In any society the dominant groups are the ones with the most to hide about the way society works. Very often therefore truthful analyses are bound to have a critical ring, to seem like exposures rather than objective statements… For all students of human society sympathy with the victims of historical processes and skepticism about the victors' claims provide essential safeguards against being taken in by the dominant mythology. A scholar who tries to be objective needs these feelings as part of his working equipment.

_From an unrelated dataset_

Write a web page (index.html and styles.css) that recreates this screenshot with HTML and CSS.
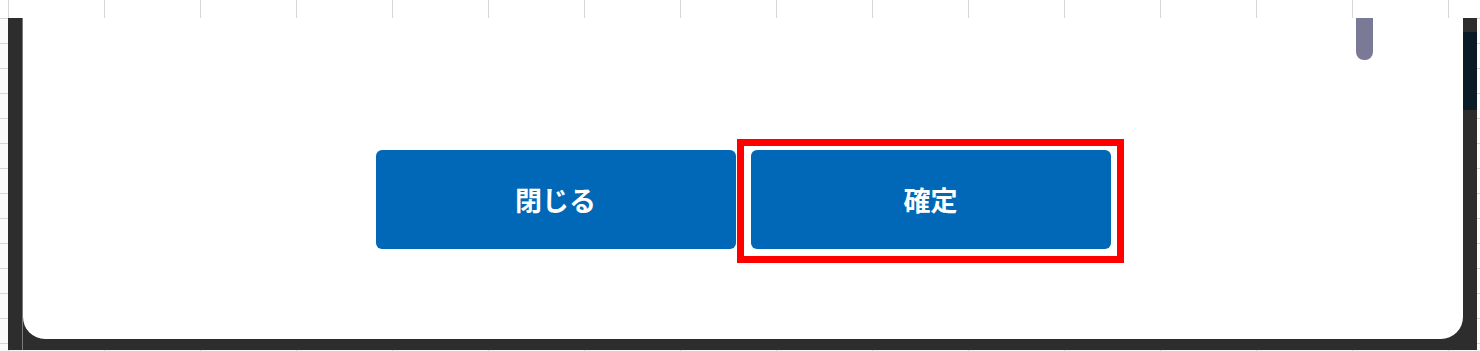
FILE: index.html
```html
<!DOCTYPE html>
<html lang="ja">
<head>
    <meta charset="UTF-8">
    <meta name="viewport" content="width=device-width, initial-scale=1.0">
    <title>確認</title>
    <link rel="stylesheet" href="styles.css">
</head>
<body>
    <div class="sheet">
        <div class="col-head"></div>

        <div class="middle">
            <div class="row-gutter"></div>

            <div class="overlay">
                <div class="overlay-left"></div>

                <div class="modal">
                    <div class="scroll-thumb"></div>
                    <div class="modal-actions">
                        <button class="btn">閉じる</button>
                        <div class="btn-wrap highlighted">
                            <button class="btn">確定</button>
                        </div>
                    </div>
                </div>

                <div class="overlay-right">
                    <div class="nav-strip"></div>
                </div>
            </div>

            <div class="row-gutter right"></div>
        </div>

        <div class="col-foot"></div>
    </div>
</body>
</html>
```

FILE: styles.css
```css
body {
    margin: 0;
    font-family: "Noto Sans CJK JP", "Noto Sans", sans-serif;
    background: #fff;
}

.sheet {
    width: 1480px;
    height: 351px;
    display: flex;
    flex-direction: column;
    overflow: hidden;
}

.col-head {
    height: 18px;
    background: repeating-linear-gradient(to right, #d7d7d7 0 1px, #fff 1px 96px);
    background-position: 8px 0;
}

.col-foot {
    height: 1px;
    background: repeating-linear-gradient(to right, #d7d7d7 0 1px, #f7f7f7 1px 96px);
    background-position: 8px 0;
}

.middle {
    display: flex;
    height: 332px;
}

.row-gutter {
    width: 8px;
    background: repeating-linear-gradient(to bottom, #d7d7d7 0 1px, #fbfbfb 1px 25px);
}

.row-gutter.right {
    width: 3px;
}

.overlay {
    flex: 1;
    display: flex;
    background: #2d2d2d;
}

.overlay-left {
    width: 14px;
    border-right: 1px solid #7a7a7a;
}

.overlay-right {
    width: 14px;
    padding-top: 14px;
}

.nav-strip {
    height: 78px;
    background: #0b1a27;
}

.modal {
    flex: 1;
    position: relative;
    height: 321px;
    background: #fff;
    border-radius: 0 0 22px 22px;
    box-sizing: border-box;
    padding-top: 132px;
}

.scroll-thumb {
    position: absolute;
    top: 0;
    right: 90px;
    width: 17px;
    height: 42px;
    background: #7b7a96;
    border-radius: 0 0 8px 8px;
}

.modal-actions {
    display: flex;
    justify-content: center;
    gap: 15px;
}

.btn {
    width: 360px;
    height: 99px;
    border: none;
    border-radius: 6px;
    background: #0068b6;
    color: #fff;
    font-family: "Noto Sans CJK JP", "Noto Sans", sans-serif;
    font-size: 27px;
    font-weight: bold;
    padding: 0;
    display: block;
}

.btn-wrap {
    position: relative;
}

.highlighted::after {
    content: "";
    position: absolute;
    top: -11px;
    left: -14px;
    right: -13px;
    bottom: -14px;
    border: 7px solid #ff0000;
    pointer-events: none;
}
```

“We have 50 percent of the world's wealth, but only 6.3 percent of its population… In this situation we cannot fail to be the object of envy and resentment,” noted George Kennan in 1948. “Our real task in the coming period is to devise a pattern of relationships which will allow us to maintain this position of disparity,” said the then Director of Policy Planning of the Department of State. “We should cease to talk about the raising of the living standards, human rights, and democratization. The day is not far off when we are going to have to deal in straight power concepts. The less we are then hampered by idealistic slogans, the better.”
Kennan's candid statement emphasizes that the strategic objective of US foreign policy during the Cold War was less battling a “communist menace” than defending the tremendous privilege and power this global disparity of wealth brought it as the dominant world power, and suggests that democracy abroad was not a major consideration for the United States in the formative years of the post-World War II order.